# "larger" fish for 65g



## trukgirl (Jan 28, 2010)

Can anyone reccomend a "larger" fish that could be suitable for my 65g?
I obviously can't do any Tangs, and it would be nice if it was reef safe...
What I mean by "larger" is something thats going to be bigger than full-grown clownfish.
Also invert safe.


----------



## willieturnip (Aug 30, 2009)

What type of clownfish? Ocellaris and true Percula clowns vary full size a bit. 

How about one of the larger pygmy angels? Though they _can_ nip at corals the vast majority of people don't experience any problems.

A longnose hawkfish? They will eat small ornamental shrimps though won't bother corals at all.

A nice wrasse?

A small shoal of chromis? Shoals in marine tanks are always impressive.


----------



## trukgirl (Jan 28, 2010)

The clowns I have are Ocellaris. They are juveniles right now though. We are definitely planning on an Anemone later for the clowns, and a friend of mine is going to give me a frag of pink mushrooms later on. Other than that I don't have any exact corals on the list.

I thought about a Longnose Hawkfish, but Hubby wants to get a couple of large shrimps like a Scarlet Skunk. Would they be ok w/a Hawkfish?

Which type of Wrasse? The only one I recall being reef safe is a 6-Line.

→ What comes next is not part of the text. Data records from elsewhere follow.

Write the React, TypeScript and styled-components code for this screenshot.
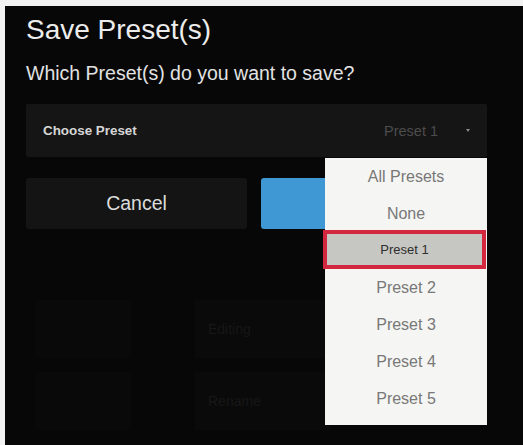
import React from "react";
import styled, { createGlobalStyle } from "styled-components";

const Global = createGlobalStyle`
  html, body { margin: 0; padding: 0; background: #f4f4f4; }
  body { font-family: "Liberation Sans", Arial, sans-serif; }
`;

const Page = styled.div`
  width: 523px;
  height: 445px;
  box-sizing: border-box;
  padding: 6px 0 0 5px;
  background: #f2f2f2;
  overflow: hidden;
`;

const Frame = styled.div`
  position: relative;
  width: 518px;
  height: 439px;
  background: #070707;
  box-sizing: border-box;
  padding: 8px 36px 0 21px;
  display: flex;
  flex-direction: column;
`;

const Title = styled.h1`
  margin: 0;
  font-size: 28px;
  line-height: 32px;
  font-weight: normal;
  color: #ececec;
`;

const Subtitle = styled.p`
  margin: 15px 0 0;
  font-size: 19.5px;
  line-height: 24px;
  color: #e2e2e2;
`;

const SelectBox = styled.div`
  margin-top: 19px;
  height: 53px;
  background: #151515;
  display: flex;
  align-items: center;
  padding: 0 17px 0 17px;
  border-radius: 2px;
`;

const SelectLabel = styled.span`
  flex: 1;
  font-size: 13.4px;
  font-weight: bold;
  color: #d6d6d6;
`;

const SelectValue = styled.span`
  font-size: 14.5px;
  color: #4c4c4c;
  margin-right: 28px;
`;

const Caret = styled.span`
  width: 0;
  height: 0;
  border-left: 2.5px solid transparent;
  border-right: 2.5px solid transparent;
  border-top: 3px solid #8a8a8a;
`;

const ButtonRow = styled.div`
  margin-top: 21px;
  display: grid;
  grid-template-columns: 221px 1fr;
  gap: 14px;
`;

const Button = styled.div<{ $primary?: boolean }>`
  height: 51px;
  border-radius: 3px;
  display: flex;
  align-items: center;
  justify-content: center;
  font-size: 19.5px;
  color: #dcdcdc;
  background: ${(p) => (p.$primary ? "#3f98d4" : "#141414")};
`;

const Backdrop = styled.div`
  margin-top: 71px;
  margin-left: 9px;
  display: grid;
  grid-template-columns: 96px 135px;
  column-gap: 64px;
  row-gap: 14px;
`;

const GhostCell = styled.div<{ $tone: string }>`
  height: 58px;
  background: ${(p) => p.$tone};
  display: flex;
  align-items: center;
  padding-left: 13px;
  font-size: 14px;
  color: #171717;
`;

const Menu = styled.div`
  position: absolute;
  left: 320px;
  top: 152px;
  width: 162px;
  height: 267px;
  box-sizing: border-box;
  background: #f5f5f3;
  display: flex;
  flex-direction: column;
`;

const MenuItem = styled.div<{ $selected?: boolean }>`
  height: ${(p) => (p.$selected ? "39px" : "37px")};
  box-sizing: border-box;
  display: flex;
  align-items: center;
  justify-content: center;
  font-size: ${(p) => (p.$selected ? "13px" : "16px")};
  color: ${(p) => (p.$selected ? "#2e2e2e" : "#787878")};
  background: ${(p) => (p.$selected ? "#c6c7c2" : "transparent")};
  border: ${(p) => (p.$selected ? "4px solid #d3263f" : "none")};
  margin: ${(p) => (p.$selected ? "-2px 1px 0 -2px" : "0")};
`;

const items = ["All Presets", "None", "Preset 1", "Preset 2", "Preset 3", "Preset 4", "Preset 5"];

export default function App() {
  return (
    <>
      <Global />
      <Page>
        <Frame>
          <Title>Save Preset(s)</Title>
          <Subtitle>Which Preset(s) do you want to save?</Subtitle>
          <SelectBox>
            <SelectLabel>Choose Preset</SelectLabel>
            <SelectValue>Preset 1</SelectValue>
            <Caret />
          </SelectBox>
          <ButtonRow>
            <Button>Cancel</Button>
            <Button $primary />
          </ButtonRow>
          <Backdrop>
            <GhostCell $tone="#090909" />
            <GhostCell $tone="#0a0a0a">Editing</GhostCell>
            <GhostCell $tone="#090909" />
            <GhostCell $tone="#0a0a0a">Rename</GhostCell>
          </Backdrop>
          <Menu>
            {items.map((it) => (
              <MenuItem key={it} $selected={it === "Preset 1"}>
                {it}
              </MenuItem>
            ))}
          </Menu>
        </Frame>
      </Page>
    </>
  );
}
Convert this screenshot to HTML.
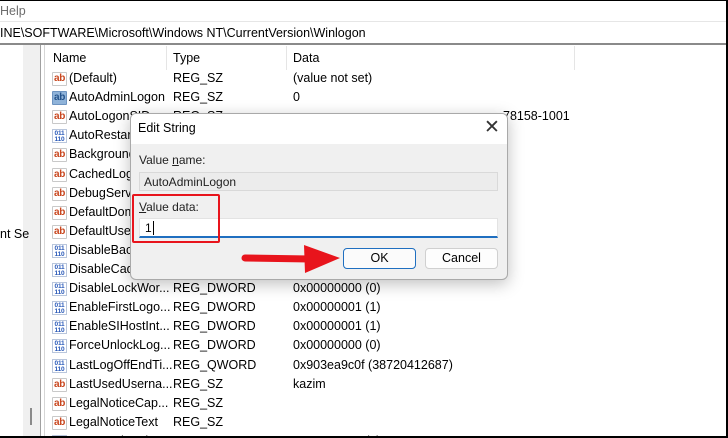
<!DOCTYPE html>
<html style="overflow:hidden;width:728px;height:438px"><head><meta charset="utf-8"><style>
*{margin:0;padding:0;box-sizing:border-box}
body{width:728px;height:438px;overflow:hidden;background:#fff;font-family:"Liberation Sans",sans-serif;font-size:12.5px;color:#000;position:relative}
.a{position:absolute;white-space:nowrap}
.ab{position:absolute;width:15px;height:14px;border:1px solid #c9c9c9;border-radius:1px;background:#fff;color:#c8461e;font-size:10px;font-weight:bold;line-height:11px;text-align:center;letter-spacing:-.3px}
.ab.sel{background:#8fb3d9;color:#24528a;border-color:#6d93c0}
.bi{position:absolute;width:15px;height:14px;border:1px solid #b9c6dc;background:#fff;color:#2858b8;font-size:6.5px;font-weight:bold;line-height:6px;text-align:center;padding-top:1px;letter-spacing:-.2px}
</style></head><body>
<div class="a" style="left:0;top:0;width:728px;height:1px;background:#000"></div>
<div class="a" style="left:0;top:4px;color:#6d6d6d;font-size:12.5px">Help</div>
<div class="a" style="left:0;top:21px;width:726px;height:1px;background:#e6e6e6"></div>
<div class="a" style="left:0;top:26px;font-size:12.5px">INE\SOFTWARE\Microsoft\Windows NT\CurrentVersion\Winlogon</div>
<div class="a" style="left:0;top:43px;width:726px;height:2px;background:#8a8a8a"></div>
<div class="a" style="left:23px;top:45px;width:17px;height:391px;background:#f0f0f0"></div>
<div class="a" style="left:40px;top:45px;width:1px;height:391px;background:#a0a0a0"></div>
<div class="a" style="left:44px;top:45px;width:1px;height:391px;background:#d6d6d6"></div>
<div class="a" style="left:0;top:227px">nt Se</div>
<div class="a" style="left:30px;top:408px;width:2px;height:17px;background:#8a8a8a"></div>
<div class="a" style="left:53px;top:51px">Name</div>
<div class="a" style="left:173px;top:51px">Type</div>
<div class="a" style="left:293px;top:51px">Data</div>
<div class="a" style="left:166px;top:46px;width:1px;height:24px;background:#e5e5e5"></div>
<div class="a" style="left:286px;top:46px;width:1px;height:24px;background:#e5e5e5"></div>
<div class="a" style="left:574px;top:46px;width:1px;height:24px;background:#e5e5e5"></div>
<div id="rows" class="a" style="left:0;top:0;width:726px;height:436px;overflow:hidden"></div>
<script>
var r=[["a","(Default)","REG_SZ","(value not set)"],["s","AutoAdminLogon","REG_SZ","0"],["a","AutoLogonSID","REG_SZ",""],["b","AutoRestartShell","",""],["a","BackgroundContrast","",""],["a","CachedLogonsCount","",""],["a","DebugServerCommand","",""],["a","DefaultDomainName","",""],["a","DefaultUserName","",""],["b","DisableBackButton","",""],["b","DisableCad","",""],["b","DisableLockWor...","REG_DWORD","0x00000000 (0)"],["b","EnableFirstLogo...","REG_DWORD","0x00000001 (1)"],["b","EnableSIHostInt...","REG_DWORD","0x00000001 (1)"],["b","ForceUnlockLog...","REG_DWORD","0x00000000 (0)"],["b","LastLogOffEndTi...","REG_QWORD","0x903ea9c0f (38720412687)"],["a","LastUsedUserna...","REG_SZ","kazim"],["a","LegalNoticeCap...","REG_SZ",""],["a","LegalNoticeText","REG_SZ",""],["b","PasswordExpiry","REG_DWORD","0x00000005 (5)"]];
var h="";
r.forEach(function(x,i){var y=71+i*19.1;
if(x[0]=="b")h+='<div class="bi" style="left:52px;top:'+(y+1)+'px">011<br>110</div>';
else h+='<div class="ab'+(x[0]=="s"?" sel":"")+'" style="left:52px;top:'+(y+1)+'px">ab</div>';
h+='<div class="a" style="left:69px;top:'+y+'px">'+x[1]+'</div><div class="a" style="left:173px;top:'+y+'px">'+x[2]+'</div><div class="a" style="left:293px;top:'+y+'px">'+x[3]+'</div>';});
document.getElementById("rows").innerHTML=h;
</script>
<div class="a" style="left:503px;top:109px">78158-1001</div>
<div class="a" style="left:726px;top:0;width:2px;height:438px;background:#000"></div>
<div class="a" style="left:0;top:436px;width:728px;height:2px;background:#000"></div>
<div class="a" style="left:130px;top:113px;width:378px;height:167px;background:#f0f0f0;border:1px solid #a9a9a9;border-radius:6px;box-shadow:0 4px 16px rgba(0,0,0,.25);overflow:hidden">
 <div class="a" style="left:0;top:0;width:376px;height:30px;background:#fff"></div>
 <div class="a" style="left:7px;top:7px">Edit String</div>
 <div class="a" style="left:353px;top:2px;font-size:19px;color:#333">✕</div>
 <div class="a" style="left:8px;top:39px;color:#222;font-size:12px">Value <u>n</u>ame:</div>
 <div class="a" style="left:8px;top:58px;width:359px;height:19px;background:#ececec;border:1px solid #d9d9d9;padding:2px 0 0 4px;font-size:12px;color:#222">AutoAdminLogon</div>
 <div class="a" style="left:8px;top:86px;color:#222;font-size:12px"><u>V</u>alue data:</div>
 <div class="a" style="left:8px;top:104px;width:359px;height:20px;background:#fff;border:1px solid #e3e3e3;border-bottom:2px solid #1f6fc0;padding:2px 0 0 5px;font-size:12px">1<span style="border-left:1px solid #000;margin-left:1px"></span></div>
 <div class="a" style="left:212px;top:134px;width:73px;height:21px;background:#fbfbfb;border:1px solid #1f6fc0;border-radius:4px;text-align:center;line-height:19px">OK</div>
 <div class="a" style="left:294px;top:134px;width:73px;height:21px;background:#fdfdfd;border:1px solid #d0d0d0;border-radius:4px;text-align:center;line-height:19px">Cancel</div>
</div>
<div class="a" style="left:132px;top:194px;width:88px;height:49px;border:2px solid #e8141c;border-radius:2px"></div>
<svg class="a" style="left:240px;top:240px" width="102" height="36"><path d="M5 18 L70 19" stroke="#e8141c" stroke-width="7" stroke-linecap="round"/><path d="M64 5 L100 18 L65 33 Z" fill="#e8141c"/></svg>
</body></html>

When you say a "shoal"... would that be like a school? I already have 4 damsels but they are completely different and don't school. Will the Chromis school?

Which pygmy angel is larger/largest?

A Purple or reg Firefish is definitely on the list, and possibly a Royal Gramma Basslet.
ETA: forgot to add a Watchman Goby is also on the list.


----------



## trukgirl (Jan 28, 2010)

I wonder how the Lemonpeel Angel would be... I think I like that one alot.


----------



## wake49 (Jul 2, 2008)

For the Pygmy's, I say that a Coral Beauty or a Flame Angel would be my personal favorites. You could probably get away with a Cherub Angel, and they are really cool looking. I do not think that the Lemon Peel Angel would be a problem either.


----------



## trukgirl (Jan 28, 2010)

Yeah, Hubby is just DYING for a Tang... specifically a Yellow. Maybe a Lemonpeel might make a good substitute???

Any other answers for my previous post??

ETA: I forgot to specify that 3 of the damsels that are in the big tank will be moving back to the 10g. The Domino and the 2 blue's. I think they will just be too agressive to be in the big tank with everything I want to get. (At that time the clowns would move into the large tank)


----------